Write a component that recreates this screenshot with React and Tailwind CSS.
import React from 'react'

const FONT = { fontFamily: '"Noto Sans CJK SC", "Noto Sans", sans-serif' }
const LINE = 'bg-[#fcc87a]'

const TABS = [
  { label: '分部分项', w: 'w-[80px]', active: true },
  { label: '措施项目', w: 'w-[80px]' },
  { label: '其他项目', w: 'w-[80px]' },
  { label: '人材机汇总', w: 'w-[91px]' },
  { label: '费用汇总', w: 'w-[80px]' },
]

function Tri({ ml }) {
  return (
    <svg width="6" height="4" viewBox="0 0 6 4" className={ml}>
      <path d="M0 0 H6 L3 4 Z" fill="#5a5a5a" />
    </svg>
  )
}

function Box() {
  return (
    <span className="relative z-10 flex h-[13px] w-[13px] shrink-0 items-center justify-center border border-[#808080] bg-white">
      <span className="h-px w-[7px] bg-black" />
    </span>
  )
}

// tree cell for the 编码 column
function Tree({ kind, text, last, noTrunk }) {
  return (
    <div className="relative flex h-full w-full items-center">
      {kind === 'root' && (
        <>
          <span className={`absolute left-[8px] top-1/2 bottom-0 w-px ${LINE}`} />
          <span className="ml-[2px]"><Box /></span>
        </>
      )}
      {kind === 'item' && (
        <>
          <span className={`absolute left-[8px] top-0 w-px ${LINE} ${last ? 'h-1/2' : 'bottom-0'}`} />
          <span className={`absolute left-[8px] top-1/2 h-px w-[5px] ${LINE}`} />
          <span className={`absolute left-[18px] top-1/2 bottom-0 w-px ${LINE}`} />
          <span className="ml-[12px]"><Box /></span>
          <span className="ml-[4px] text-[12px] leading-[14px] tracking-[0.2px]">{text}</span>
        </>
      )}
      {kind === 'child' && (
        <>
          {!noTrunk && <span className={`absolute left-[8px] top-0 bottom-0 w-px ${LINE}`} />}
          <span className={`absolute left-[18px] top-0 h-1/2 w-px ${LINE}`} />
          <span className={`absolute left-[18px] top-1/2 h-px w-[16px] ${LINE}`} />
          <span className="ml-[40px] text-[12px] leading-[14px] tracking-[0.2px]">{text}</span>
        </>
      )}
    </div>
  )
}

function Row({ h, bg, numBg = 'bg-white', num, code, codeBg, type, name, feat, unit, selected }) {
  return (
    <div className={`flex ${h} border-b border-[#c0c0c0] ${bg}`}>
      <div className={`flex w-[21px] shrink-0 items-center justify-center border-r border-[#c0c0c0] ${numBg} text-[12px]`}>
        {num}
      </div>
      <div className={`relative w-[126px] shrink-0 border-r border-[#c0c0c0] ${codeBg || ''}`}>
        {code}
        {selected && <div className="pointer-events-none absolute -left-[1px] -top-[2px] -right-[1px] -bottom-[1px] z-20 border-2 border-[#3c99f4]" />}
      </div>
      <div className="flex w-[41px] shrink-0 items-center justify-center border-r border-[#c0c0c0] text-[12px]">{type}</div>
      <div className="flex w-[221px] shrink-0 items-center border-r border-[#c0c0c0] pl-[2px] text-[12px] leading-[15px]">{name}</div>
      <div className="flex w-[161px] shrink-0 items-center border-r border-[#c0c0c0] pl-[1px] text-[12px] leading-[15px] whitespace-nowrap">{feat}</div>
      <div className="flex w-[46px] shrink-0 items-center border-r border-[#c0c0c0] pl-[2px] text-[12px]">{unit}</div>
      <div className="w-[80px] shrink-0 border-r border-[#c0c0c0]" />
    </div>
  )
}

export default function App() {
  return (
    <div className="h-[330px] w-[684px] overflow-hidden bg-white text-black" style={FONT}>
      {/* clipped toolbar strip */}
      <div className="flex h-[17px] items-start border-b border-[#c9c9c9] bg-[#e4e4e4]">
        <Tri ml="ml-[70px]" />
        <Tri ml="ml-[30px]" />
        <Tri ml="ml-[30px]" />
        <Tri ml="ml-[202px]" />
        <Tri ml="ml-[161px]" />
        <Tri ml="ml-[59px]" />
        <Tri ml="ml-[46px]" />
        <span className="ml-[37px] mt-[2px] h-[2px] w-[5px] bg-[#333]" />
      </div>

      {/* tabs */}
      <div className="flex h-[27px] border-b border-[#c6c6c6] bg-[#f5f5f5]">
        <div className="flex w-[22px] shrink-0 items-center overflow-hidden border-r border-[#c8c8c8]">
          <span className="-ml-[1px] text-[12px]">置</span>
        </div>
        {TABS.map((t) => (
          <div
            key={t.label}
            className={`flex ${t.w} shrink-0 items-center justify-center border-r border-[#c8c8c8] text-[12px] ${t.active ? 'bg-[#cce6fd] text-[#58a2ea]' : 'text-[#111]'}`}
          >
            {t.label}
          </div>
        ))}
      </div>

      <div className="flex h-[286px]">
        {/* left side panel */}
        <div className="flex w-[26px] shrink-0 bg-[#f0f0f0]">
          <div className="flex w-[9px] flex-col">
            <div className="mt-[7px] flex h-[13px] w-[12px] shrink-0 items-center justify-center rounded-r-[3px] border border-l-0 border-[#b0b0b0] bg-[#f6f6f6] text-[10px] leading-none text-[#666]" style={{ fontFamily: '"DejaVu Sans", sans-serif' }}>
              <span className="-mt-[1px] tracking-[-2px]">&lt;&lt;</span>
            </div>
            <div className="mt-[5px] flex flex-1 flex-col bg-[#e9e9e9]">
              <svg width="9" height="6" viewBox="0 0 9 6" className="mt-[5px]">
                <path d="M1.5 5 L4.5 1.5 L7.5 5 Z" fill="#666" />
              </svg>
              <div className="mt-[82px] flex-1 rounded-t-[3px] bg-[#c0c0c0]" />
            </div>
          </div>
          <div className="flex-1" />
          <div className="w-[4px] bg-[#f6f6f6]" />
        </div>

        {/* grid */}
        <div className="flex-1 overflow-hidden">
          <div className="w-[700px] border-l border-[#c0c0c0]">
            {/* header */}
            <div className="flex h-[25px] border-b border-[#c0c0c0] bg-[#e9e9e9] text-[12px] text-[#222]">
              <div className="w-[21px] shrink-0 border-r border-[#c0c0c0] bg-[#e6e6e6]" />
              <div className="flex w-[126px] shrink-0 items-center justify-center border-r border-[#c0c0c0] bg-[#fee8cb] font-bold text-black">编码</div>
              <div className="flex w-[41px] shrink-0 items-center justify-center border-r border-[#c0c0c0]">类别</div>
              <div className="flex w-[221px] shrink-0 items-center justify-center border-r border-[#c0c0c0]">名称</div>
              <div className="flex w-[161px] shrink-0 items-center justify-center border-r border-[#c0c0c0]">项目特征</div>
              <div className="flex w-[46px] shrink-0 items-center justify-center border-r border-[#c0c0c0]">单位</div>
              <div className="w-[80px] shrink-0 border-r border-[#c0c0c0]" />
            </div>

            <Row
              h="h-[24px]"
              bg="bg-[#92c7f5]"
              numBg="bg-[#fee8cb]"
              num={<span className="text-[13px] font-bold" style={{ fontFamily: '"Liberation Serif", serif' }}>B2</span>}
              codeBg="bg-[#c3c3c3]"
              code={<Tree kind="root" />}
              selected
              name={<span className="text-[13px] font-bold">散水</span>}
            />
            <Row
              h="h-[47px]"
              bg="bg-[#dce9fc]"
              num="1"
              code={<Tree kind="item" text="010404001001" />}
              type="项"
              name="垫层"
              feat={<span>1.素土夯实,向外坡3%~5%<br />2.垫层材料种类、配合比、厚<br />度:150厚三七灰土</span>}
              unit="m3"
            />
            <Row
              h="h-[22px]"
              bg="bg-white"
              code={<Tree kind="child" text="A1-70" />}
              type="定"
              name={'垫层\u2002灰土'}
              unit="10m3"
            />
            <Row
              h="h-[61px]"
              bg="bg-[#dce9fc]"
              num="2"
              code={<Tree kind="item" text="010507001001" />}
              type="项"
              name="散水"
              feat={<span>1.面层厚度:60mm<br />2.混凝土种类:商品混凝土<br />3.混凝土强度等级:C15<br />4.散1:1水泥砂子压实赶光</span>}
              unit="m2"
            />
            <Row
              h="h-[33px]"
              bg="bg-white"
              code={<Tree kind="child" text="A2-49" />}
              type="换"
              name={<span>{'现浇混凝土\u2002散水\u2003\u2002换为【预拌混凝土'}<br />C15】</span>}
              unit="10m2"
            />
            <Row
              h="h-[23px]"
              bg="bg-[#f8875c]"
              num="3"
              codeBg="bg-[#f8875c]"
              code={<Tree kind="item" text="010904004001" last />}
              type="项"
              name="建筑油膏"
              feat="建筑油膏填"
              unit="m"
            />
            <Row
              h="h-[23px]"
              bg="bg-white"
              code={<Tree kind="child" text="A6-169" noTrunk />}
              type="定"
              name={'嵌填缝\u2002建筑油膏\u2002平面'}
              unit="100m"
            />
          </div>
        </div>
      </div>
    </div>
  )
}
========
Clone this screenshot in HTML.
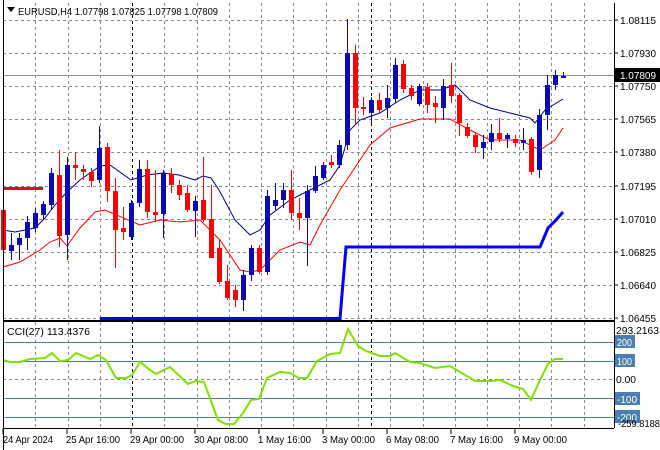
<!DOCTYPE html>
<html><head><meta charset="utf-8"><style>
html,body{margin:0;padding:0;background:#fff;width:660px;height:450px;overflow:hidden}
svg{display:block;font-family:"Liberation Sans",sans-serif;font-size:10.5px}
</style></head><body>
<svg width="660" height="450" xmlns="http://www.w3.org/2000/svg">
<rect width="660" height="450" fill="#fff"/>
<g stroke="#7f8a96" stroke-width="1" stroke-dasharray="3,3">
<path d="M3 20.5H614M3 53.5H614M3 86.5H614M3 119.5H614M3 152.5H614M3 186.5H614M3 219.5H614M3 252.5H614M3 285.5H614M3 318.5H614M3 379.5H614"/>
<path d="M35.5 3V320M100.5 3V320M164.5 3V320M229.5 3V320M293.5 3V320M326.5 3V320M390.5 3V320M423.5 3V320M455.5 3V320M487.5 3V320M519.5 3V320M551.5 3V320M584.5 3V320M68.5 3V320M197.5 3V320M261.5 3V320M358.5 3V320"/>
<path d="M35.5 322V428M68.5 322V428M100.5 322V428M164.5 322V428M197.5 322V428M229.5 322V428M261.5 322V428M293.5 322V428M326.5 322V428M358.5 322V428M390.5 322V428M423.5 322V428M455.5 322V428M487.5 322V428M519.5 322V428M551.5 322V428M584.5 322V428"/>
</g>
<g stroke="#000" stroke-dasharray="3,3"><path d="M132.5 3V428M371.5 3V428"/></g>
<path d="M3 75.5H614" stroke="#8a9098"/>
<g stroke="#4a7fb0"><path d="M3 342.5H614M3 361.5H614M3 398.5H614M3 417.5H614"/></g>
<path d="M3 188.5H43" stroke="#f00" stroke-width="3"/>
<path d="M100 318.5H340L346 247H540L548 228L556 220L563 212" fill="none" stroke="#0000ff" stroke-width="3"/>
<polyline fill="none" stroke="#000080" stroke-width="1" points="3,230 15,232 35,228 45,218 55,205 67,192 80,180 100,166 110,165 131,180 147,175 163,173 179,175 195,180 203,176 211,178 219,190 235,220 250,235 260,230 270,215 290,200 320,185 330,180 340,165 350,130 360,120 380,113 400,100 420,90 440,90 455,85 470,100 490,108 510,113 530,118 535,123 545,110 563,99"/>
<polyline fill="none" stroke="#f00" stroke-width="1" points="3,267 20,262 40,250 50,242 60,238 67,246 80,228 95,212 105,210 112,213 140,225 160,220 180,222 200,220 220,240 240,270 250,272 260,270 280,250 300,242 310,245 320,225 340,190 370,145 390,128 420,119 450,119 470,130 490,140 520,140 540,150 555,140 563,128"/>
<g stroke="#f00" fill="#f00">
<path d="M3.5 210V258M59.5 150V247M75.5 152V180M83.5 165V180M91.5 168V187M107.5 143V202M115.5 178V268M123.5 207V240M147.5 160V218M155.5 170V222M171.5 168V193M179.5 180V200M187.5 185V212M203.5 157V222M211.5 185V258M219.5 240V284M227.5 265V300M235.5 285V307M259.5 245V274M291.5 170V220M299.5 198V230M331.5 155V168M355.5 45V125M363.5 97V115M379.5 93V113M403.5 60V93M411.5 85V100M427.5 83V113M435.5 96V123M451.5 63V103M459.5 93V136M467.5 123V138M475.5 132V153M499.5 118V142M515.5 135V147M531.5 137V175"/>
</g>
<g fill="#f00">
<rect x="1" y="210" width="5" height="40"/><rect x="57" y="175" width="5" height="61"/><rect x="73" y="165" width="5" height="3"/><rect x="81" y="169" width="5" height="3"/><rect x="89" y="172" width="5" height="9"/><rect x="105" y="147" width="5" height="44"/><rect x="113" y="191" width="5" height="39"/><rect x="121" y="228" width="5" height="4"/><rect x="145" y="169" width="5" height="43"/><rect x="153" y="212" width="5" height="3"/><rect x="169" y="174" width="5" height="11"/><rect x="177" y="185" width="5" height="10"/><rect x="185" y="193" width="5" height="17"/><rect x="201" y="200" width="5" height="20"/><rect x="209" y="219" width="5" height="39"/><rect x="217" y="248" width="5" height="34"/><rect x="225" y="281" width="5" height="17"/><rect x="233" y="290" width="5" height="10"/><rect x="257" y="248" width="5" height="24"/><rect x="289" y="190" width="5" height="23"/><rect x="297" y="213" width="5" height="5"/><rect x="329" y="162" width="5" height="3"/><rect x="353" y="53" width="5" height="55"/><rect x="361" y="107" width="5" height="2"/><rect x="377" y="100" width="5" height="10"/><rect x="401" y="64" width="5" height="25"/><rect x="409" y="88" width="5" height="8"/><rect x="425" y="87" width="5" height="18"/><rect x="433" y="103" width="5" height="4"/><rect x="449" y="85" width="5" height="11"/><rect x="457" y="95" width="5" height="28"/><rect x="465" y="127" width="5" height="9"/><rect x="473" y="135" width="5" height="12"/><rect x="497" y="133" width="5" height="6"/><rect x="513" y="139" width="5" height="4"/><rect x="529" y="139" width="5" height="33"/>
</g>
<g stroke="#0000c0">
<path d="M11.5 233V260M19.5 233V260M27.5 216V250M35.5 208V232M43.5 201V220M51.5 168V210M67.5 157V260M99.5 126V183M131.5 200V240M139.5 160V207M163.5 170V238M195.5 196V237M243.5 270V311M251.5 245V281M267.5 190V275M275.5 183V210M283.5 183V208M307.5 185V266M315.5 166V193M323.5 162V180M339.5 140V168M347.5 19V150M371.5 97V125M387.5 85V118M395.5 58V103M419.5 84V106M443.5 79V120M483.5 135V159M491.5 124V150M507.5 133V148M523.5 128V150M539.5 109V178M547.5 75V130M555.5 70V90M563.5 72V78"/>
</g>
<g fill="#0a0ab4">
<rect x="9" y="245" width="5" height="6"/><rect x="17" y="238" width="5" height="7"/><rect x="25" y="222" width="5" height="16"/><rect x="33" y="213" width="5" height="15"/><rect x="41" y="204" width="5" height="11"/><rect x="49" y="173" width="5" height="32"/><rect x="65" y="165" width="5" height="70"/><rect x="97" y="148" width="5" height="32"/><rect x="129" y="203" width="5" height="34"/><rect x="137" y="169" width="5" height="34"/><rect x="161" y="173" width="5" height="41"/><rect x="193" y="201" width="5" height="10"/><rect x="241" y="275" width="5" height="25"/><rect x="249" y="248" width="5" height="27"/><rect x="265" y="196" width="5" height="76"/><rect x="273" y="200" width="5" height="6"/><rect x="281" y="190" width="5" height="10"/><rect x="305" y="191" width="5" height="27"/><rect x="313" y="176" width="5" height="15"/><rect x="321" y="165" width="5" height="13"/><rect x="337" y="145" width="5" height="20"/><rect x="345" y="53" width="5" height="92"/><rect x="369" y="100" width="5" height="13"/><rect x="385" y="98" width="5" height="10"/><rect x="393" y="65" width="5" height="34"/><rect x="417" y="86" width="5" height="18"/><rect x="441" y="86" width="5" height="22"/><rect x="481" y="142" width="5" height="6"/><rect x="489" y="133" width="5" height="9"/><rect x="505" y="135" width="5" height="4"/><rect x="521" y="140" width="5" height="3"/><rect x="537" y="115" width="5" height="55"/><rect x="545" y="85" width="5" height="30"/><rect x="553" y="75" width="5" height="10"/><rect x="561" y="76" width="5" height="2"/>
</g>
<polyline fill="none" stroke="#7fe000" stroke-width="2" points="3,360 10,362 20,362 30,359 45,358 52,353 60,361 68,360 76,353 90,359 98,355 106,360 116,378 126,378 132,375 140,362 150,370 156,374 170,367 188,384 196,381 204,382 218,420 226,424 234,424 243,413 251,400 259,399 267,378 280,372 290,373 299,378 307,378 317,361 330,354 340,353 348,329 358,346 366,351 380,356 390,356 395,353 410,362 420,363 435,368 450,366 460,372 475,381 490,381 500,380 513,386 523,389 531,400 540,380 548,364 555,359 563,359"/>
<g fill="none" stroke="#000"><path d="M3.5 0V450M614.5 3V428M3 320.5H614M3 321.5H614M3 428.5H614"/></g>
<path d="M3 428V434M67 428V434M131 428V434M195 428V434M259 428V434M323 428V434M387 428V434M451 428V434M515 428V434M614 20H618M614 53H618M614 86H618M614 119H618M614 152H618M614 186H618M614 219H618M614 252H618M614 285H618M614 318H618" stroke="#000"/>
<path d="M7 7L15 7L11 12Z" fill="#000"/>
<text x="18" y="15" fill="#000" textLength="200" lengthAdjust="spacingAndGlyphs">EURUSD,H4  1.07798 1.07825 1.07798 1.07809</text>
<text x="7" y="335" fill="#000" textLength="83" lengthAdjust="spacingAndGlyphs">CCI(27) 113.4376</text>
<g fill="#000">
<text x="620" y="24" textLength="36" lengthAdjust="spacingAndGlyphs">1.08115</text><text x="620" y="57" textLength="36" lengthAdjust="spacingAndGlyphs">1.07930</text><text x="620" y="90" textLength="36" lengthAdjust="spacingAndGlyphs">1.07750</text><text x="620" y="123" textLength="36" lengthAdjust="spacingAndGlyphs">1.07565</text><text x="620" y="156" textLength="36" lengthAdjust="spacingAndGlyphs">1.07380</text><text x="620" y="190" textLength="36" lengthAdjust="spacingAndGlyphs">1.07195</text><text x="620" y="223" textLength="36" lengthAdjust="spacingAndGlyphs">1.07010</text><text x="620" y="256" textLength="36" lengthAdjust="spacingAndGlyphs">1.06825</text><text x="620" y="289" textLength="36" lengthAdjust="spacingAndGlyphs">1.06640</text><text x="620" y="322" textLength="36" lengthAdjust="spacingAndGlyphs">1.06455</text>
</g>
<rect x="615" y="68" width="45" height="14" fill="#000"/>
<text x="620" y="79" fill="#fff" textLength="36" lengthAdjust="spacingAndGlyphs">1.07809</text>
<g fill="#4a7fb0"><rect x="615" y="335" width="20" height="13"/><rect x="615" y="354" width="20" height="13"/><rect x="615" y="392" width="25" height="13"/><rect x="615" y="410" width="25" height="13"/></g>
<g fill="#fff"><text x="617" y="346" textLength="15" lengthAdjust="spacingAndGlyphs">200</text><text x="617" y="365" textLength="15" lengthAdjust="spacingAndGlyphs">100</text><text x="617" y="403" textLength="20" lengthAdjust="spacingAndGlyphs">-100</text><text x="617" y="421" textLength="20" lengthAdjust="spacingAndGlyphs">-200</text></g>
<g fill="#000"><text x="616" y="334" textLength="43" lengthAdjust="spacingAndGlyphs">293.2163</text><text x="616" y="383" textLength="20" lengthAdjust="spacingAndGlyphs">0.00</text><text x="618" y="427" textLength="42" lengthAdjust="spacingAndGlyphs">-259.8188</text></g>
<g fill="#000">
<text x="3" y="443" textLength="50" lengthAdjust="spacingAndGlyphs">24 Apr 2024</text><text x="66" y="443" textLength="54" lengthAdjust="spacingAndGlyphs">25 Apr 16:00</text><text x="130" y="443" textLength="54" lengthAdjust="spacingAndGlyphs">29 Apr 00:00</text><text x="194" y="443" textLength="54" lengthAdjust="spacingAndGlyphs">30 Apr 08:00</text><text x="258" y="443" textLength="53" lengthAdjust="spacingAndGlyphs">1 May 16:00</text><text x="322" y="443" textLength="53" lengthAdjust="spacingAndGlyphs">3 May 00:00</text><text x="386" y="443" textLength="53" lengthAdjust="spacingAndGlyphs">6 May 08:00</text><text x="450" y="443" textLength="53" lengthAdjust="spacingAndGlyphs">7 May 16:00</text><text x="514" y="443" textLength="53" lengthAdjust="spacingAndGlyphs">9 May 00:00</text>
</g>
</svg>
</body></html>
========
• **PROMPT**: Look through the entries above and report the number of lines that contain "React". Write only the number.

• **EXPECTED ANSWER**: 2